Та же физиогномика в сцене преследования Турбина петлюровцами (в печатной редакции романа): «Лишь только доктор повернулся, изумление выросло в глазах преследователя, и доктору показалось, что это монгольские раскосые глаза. Второй вырвался из-за угла и дергал затвор. На лице первого ошеломление сменилось непонятной, зловещей радостью.

- Тю! - крикнул он. - Бачь, Петро: офицер. - Вид у него при этом был такой, словно он, охотник, при самой дороге увидел зайца«.

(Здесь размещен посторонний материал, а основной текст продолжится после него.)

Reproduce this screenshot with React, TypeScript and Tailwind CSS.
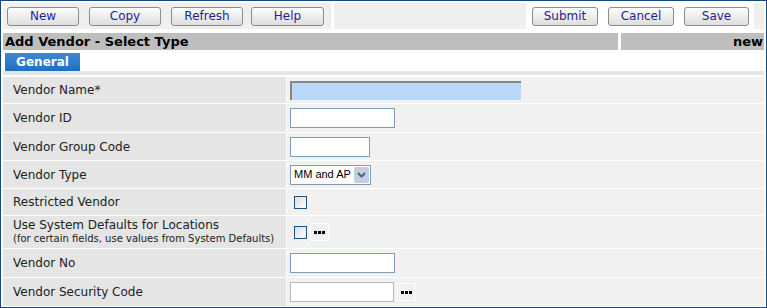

Но - заметим! - очи женщин Украины никогда не будут описаны подобным образом (ср. хотя бы во сне Алексея Турбина: «Чьи-то глаза, черные, черные, и родинки на правой щеке, матовой, смутно сверкнули в сонной тьме») - речь только о двух станах воюющих мужчин, только о противниках, стоящих лицом к лицу друг к другу и вынужденных для успешности схватки искать враждебное в лицах друг друга.

Во время встречи Петлюры в Городе с колокольным звоном «в черные прорези многоэтажной колокольни, встречавшей некогда тревожным звоном косых татар, видно было, как метались и кричали маленькие колокола…». Хотя Петлюру, по-видимому, встречают трезвоном (а татар, скорее всего, встречали набатом, всполошным звоном) - автор «Белой гвардии» осторожно настаивает на уходящей вглубь веков связи петлюровцев с азиатской, исторически враждебной русским стихией. Потому и описывает он унаследованные от трехсотлетнего ига «широкоскулые» лица со «щелочками» глаз как физиогномически отталкивающие. Кстати, возможно, легкий блик этих «щелочек» брошен и на этнически далекого от петлюровцев Александра Семеновича Рока. Этот персонаж повести «Роковые яйца», погубивший из-за своего невежества и замешанной на «передовой» идеологии самонадеянности множество людей, в том числе свою жену, наделен «маленькими глазками», которые «смотрели на весь мир удивленно и в то же время уверенно».